The North American PCI SSC Community Meeting brings together vendors, assessors and other stakeholders from across the payments chain to discuss the implementation of PCI standards. This year’s meeting is in Scottsdale, Arizona and has hosted some lively debates on the future of PCI DSS. Although arguably PCI DSS has been more topical in North America in the past, the international representation of delegates and the issues that are being discussed this year do show that there is an increasing acknowledgement that PCI DSS is indeed a global standard.
So what has been on the agenda?
The conference continues to put focus on the card brands’ clear goal to be ‘champions of security’. Nevertheless there has been acknowledgement from all quarters that security measures must evolve as new technologies emerge. The rise of mobile payments is an example of a new pressure that presents an array of challenges, a topic which has been discussed previously here and here.

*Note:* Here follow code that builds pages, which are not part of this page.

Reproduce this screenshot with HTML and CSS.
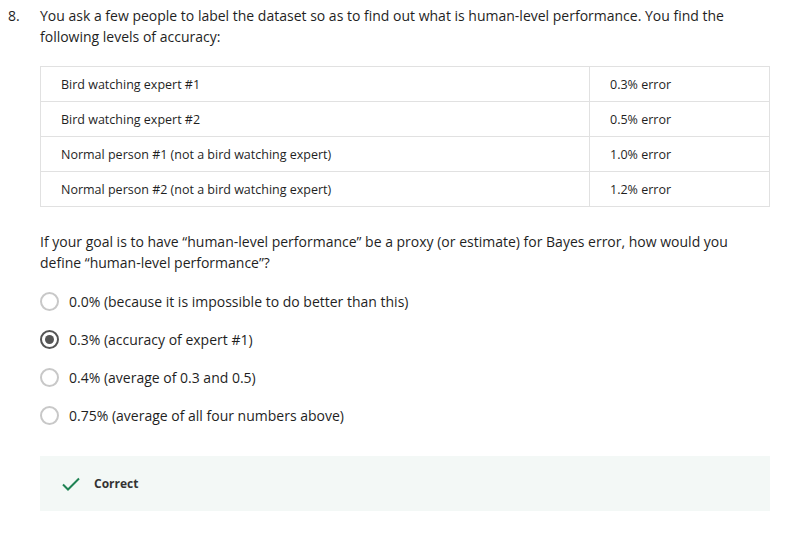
FILE: index.html
```html
<!DOCTYPE html>
<html>
<head>
<meta charset="utf-8">
<link rel="stylesheet" href="styles.css">
</head>
<body>
<div class="question">
  <div class="num">8.</div>
  <div class="body">
    <p class="prompt">You ask a few people to label the dataset so as to find out what is human-level performance. You find the following levels of accuracy:</p>
    <table class="levels">
      <tr><td class="who">Bird watching expert #1</td><td class="err">0.3% error</td></tr>
      <tr><td class="who">Bird watching expert #2</td><td class="err">0.5% error</td></tr>
      <tr><td class="who">Normal person #1 (not a bird watching expert)</td><td class="err">1.0% error</td></tr>
      <tr><td class="who">Normal person #2 (not a bird watching expert)</td><td class="err">1.2% error</td></tr>
    </table>
    <p class="prompt q2">If your goal is to have “human-level performance” be a proxy (or estimate) for Bayes error, how would you define “human-level performance”?</p>
    <div class="options">
      <div class="opt"><span class="radio"></span><span>0.0% (because it is impossible to do better than this)</span></div>
      <div class="opt"><span class="radio on"></span><span>0.3% (accuracy of expert #1)</span></div>
      <div class="opt"><span class="radio"></span><span>0.4% (average of 0.3 and 0.5)</span></div>
      <div class="opt"><span class="radio"></span><span>0.75% (average of all four numbers above)</span></div>
    </div>
    <div class="feedback">
      <svg class="check" width="18" height="14" viewBox="0 0 18 14"><path d="M1 7.5 L6 12.5 L17 1.5" fill="none" stroke="#1f8354" stroke-width="2"/></svg>
      <span class="fb-text">Correct</span>
    </div>
  </div>
</div>
</body>
</html>
```
FILE: styles.css
```css
html, body { margin: 0; padding: 0; background: #fff; }
body { font-family: "Open Sans", "Noto Sans", sans-serif; color: #1f1f1f; }
.question { display: flex; padding: 5px 32px 0 8px; }
.num { width: 32px; flex: none; font-size: 14px; line-height: 21px; }
.body { flex: 1; }
.prompt { margin: 0; font-size: 14px; line-height: 21px; }
.levels { width: 730px; border-collapse: collapse; margin-top: 19px; font-size: 12.5px; }
.levels td { border: 1px solid #e1e1e1; height: 34px; padding: 0 0 0 20px; vertical-align: middle; }
.levels td.who { width: 528px; }
.q2 { margin-top: 24px; }
.options { margin-top: 18px; display: flex; flex-direction: column; gap: 17px; }
.opt { display: flex; align-items: center; font-size: 14px; line-height: 21px; gap: 10px; }
.radio { width: 15px; height: 15px; border: 2px solid #c8c8c8; border-radius: 50%; box-sizing: content-box; flex: none; position: relative; }
.radio.on { border-color: #555; }
.radio.on::after { content: ""; position: absolute; left: 3px; top: 3px; width: 9px; height: 9px; border-radius: 50%; background: #555; }
.feedback { margin-top: 30px; width: 730px; height: 55px; background: #f3f8f6; display: flex; align-items: center; padding-left: 22px; box-sizing: border-box; gap: 14px; }
.fb-text { font-size: 12px; font-weight: 700; color: #333; }
```
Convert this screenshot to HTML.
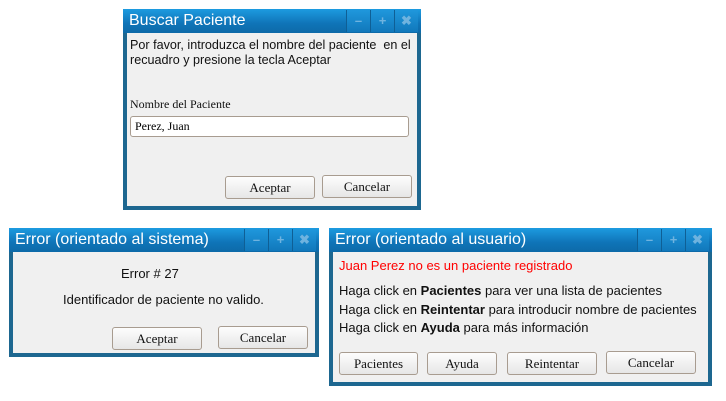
<!DOCTYPE html>
<html><head><style>
body{margin:0;width:726px;height:401px;background:#fff;position:relative;overflow:hidden;font-family:"Liberation Sans",Arial,sans-serif}
.win{position:absolute;background:#1d6790;}
.tb{position:absolute;left:0;right:0;top:0;height:24px;background:linear-gradient(#1d9be0,#0f74b8 60%,#0d6aa8);color:#fff;font-size:16px;line-height:24px;padding-left:6px}
.body{position:absolute;left:4px;right:4px;top:24px;bottom:4px;background:#f0f0f0}
.btns{position:absolute;right:3px;top:1px;height:22px;display:flex}
.btns div{width:23px;height:22px;background:linear-gradient(#1f97dc,#1178bb);border-left:1px solid #0f5f95;color:#6fb3df;font-weight:bold;font-size:13px;text-align:center;line-height:22px}
.t{position:absolute;font-size:13px;color:#111;white-space:nowrap}
.b{position:absolute;height:21px;border:1px solid #a89c90;border-radius:3px;background:linear-gradient(#fdfdfd,#e6e6e6);font-family:"Liberation Serif",serif;font-size:13px;text-align:center;line-height:21px;color:#111}
</style></head><body>

<div class="win" style="left:123px;top:9px;width:298px;height:201px">
<div class="tb">Buscar Paciente</div>
<div class="btns"><div>–</div><div>+</div><div>✖</div></div>
<div class="body"></div>
</div>
<div class="t" style="left:130px;top:38px;line-height:15px;font-size:12.6px">Por favor, introduzca el nombre del paciente&nbsp; en el<br>recuadro y presione la tecla Aceptar</div>
<div class="t" style="left:130px;top:97px;font-family:'Liberation Serif',serif;font-size:12px">Nombre del Paciente</div>
<div style="position:absolute;left:130px;top:116px;background:#fff;border:1px solid #a89c90;border-radius:3px;font-family:'Liberation Serif',serif;font-size:12px;line-height:19px;padding-left:4px;box-sizing:border-box;width:279px;height:21px">Perez, Juan</div>
<div class="b" style="left:225px;top:176px;width:88px">Aceptar</div>
<div class="b" style="left:322px;top:175px;width:88px">Cancelar</div>

<div class="win" style="left:9px;top:228px;width:310px;height:129px">
<div class="tb">Error (orientado al sistema)</div>
<div class="btns"><div>–</div><div>+</div><div>✖</div></div>
<div class="body"></div>
</div>
<div class="t" style="left:121px;top:266px">Error # 27</div>
<div class="t" style="left:63px;top:292px">Identificador de paciente no valido.</div>
<div class="b" style="left:112px;top:327px;width:88px">Aceptar</div>
<div class="b" style="left:218px;top:326px;width:88px">Cancelar</div>

<div class="win" style="left:329px;top:228px;width:383px;height:158px">
<div class="tb">Error (orientado al usuario)</div>
<div class="btns"><div>–</div><div>+</div><div>✖</div></div>
<div class="body"></div>
</div>
<div class="t" style="left:339px;top:258px;color:#f00">Juan Perez no es un paciente registrado</div>
<div class="t" style="left:339px;top:282px;line-height:18.5px">Haga click en <b>Pacientes</b> para ver una lista de pacientes<br>Haga click en <b>Reintentar</b> para introducir nombre de pacientes<br>Haga click en <b>Ayuda</b> para más información</div>
<div class="b" style="left:339px;top:352px;width:77px">Pacientes</div>
<div class="b" style="left:427px;top:352px;width:68px">Ayuda</div>
<div class="b" style="left:507px;top:352px;width:88px">Reintentar</div>
<div class="b" style="left:606px;top:351px;width:88px">Cancelar</div>
</body></html>
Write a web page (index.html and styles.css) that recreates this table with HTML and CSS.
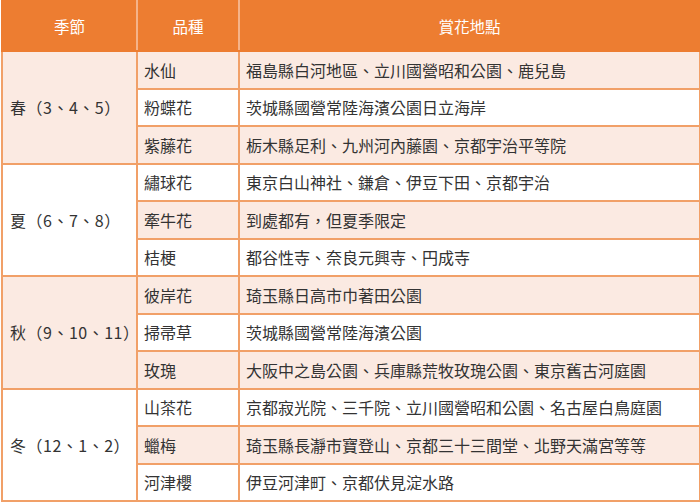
FILE: index.html
```html
<!DOCTYPE html>
<html lang="zh-Hant">
<head>
<meta charset="utf-8">
<link rel="stylesheet" href="styles.css">
</head>
<body>
<table class="flowers">
  <colgroup>
    <col class="c-season">
    <col class="c-kind">
    <col class="c-place">
  </colgroup>
  <thead>
    <tr>
      <th>季節</th>
      <th>品種</th>
      <th>賞花地點</th>
    </tr>
  </thead>
  <tbody>
    <tr class="band">
      <td rowspan="3" class="season band">春（3、4、5）</td>
      <td>水仙</td>
      <td>福島縣白河地區、立川國營昭和公園、鹿兒島</td>
    </tr>
    <tr>
      <td>粉蝶花</td>
      <td>茨城縣國營常陸海濱公園日立海岸</td>
    </tr>
    <tr class="band">
      <td>紫藤花</td>
      <td>栃木縣足利、九州河內藤園、京都宇治平等院</td>
    </tr>
    <tr>
      <td rowspan="3" class="season">夏（6、7、8）</td>
      <td>繡球花</td>
      <td>東京白山神社、鎌倉、伊豆下田、京都宇治</td>
    </tr>
    <tr class="band">
      <td>牽牛花</td>
      <td>到處都有，但夏季限定</td>
    </tr>
    <tr>
      <td>桔梗</td>
      <td>都谷性寺、奈良元興寺、円成寺</td>
    </tr>
    <tr class="band">
      <td rowspan="3" class="season band">秋（9、10、11）</td>
      <td>彼岸花</td>
      <td>琦玉縣日高市巾著田公園</td>
    </tr>
    <tr>
      <td>掃帚草</td>
      <td>茨城縣國營常陸海濱公園</td>
    </tr>
    <tr class="band">
      <td>玫瑰</td>
      <td>大阪中之島公園、兵庫縣荒牧玫瑰公園、東京舊古河庭園</td>
    </tr>
    <tr>
      <td rowspan="3" class="season">冬（12、1、2）</td>
      <td>山茶花</td>
      <td>京都寂光院、三千院、立川國營昭和公園、名古屋白鳥庭園</td>
    </tr>
    <tr class="band">
      <td>蠟梅</td>
      <td>琦玉縣長瀞市寶登山、京都三十三間堂、北野天滿宮等等</td>
    </tr>
    <tr>
      <td>河津櫻</td>
      <td>伊豆河津町、京都伏見淀水路</td>
    </tr>
  </tbody>
</table>
</body>
</html>
```

FILE: styles.css
```css
html, body {
  margin: 0;
  padding: 0;
  background: #ffffff;
}
body {
  font-family: "Noto Sans CJK TC", "Noto Sans", sans-serif;
  font-size: 16px;
  color: #333333;
}
.flowers {
  width: 698px;
  margin: 0 0 0 1px;
  border-collapse: collapse;
  table-layout: fixed;
}
.c-season { width: 135px; }
.c-kind { width: 102px; }
.c-place { width: 461px; }
.flowers th {
  background: #ed7d31;
  color: #ffffff;
  font-weight: 400;
  font-size: 15.5px;
  height: 48px;
  padding: 0;
  text-align: center;
  border: 2px solid #ed7d31;
  border-right-color: #f5b38a;
}
.flowers th:last-child {
  border-right-color: #ed7d31;
}
.flowers td {
  height: 35.5px;
  padding: 0 0 0 6px;
  border: 2px solid #f1a068;
  background: #ffffff;
  white-space: nowrap;
  line-height: 20px;
}
.flowers td.season {
  padding-left: 7px;
  letter-spacing: 0.5px;
}
.flowers tr.band td {
  background: #fbeae2;
}
.flowers td.season {
  background: #ffffff;
}
.flowers td.season.band {
  background: #fbeae2;
}
```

A key issue that has been raised at the conference in relation to the North American payments environment is that small merchants often have problems complying with PCI DSS, especially those in the hospitality and restaurant sector. Any activity for small companies that is non-business generating is a challenge. For SMEs with small numbers of employees, complying with PCI DSS can be a major headache in terms of both time and expense. For the hospitality sector in particular, it can be difficult for organisations to prove to assessors that they have not kept a record of cardholder data when a transaction has been made.
The Arizona conference of course comes hot on the heels of PCI SSC’s Point-to-Point Encryption (P2PE) solution requirements document issued last week (see this post). That document significantly focused on hardware-to-hardware P2PE solutions instead of software only or hybrid solutions (using hardware at point of interaction [POI] and software for working keys at the acquirer). The message from the conference is that while hybrid P2PE solutions are under discussion, they are not a priority. PCI SSC wants to avoid having to reissue requirements because of problems that might arise in specifying less well understood technologies. Solutions using hardware cryptography are well understood as they are the basis behind more than 20 years of proven PIN security.
With responsibility for PIN security having moved to PCI, we can expect PIN Security Requirements to be released shortly. The payments industry has a lot on its plate. The PCI Council’s European meeting is scheduled for next month in London. It will be interesting to see how rapidly some of these topics evolve.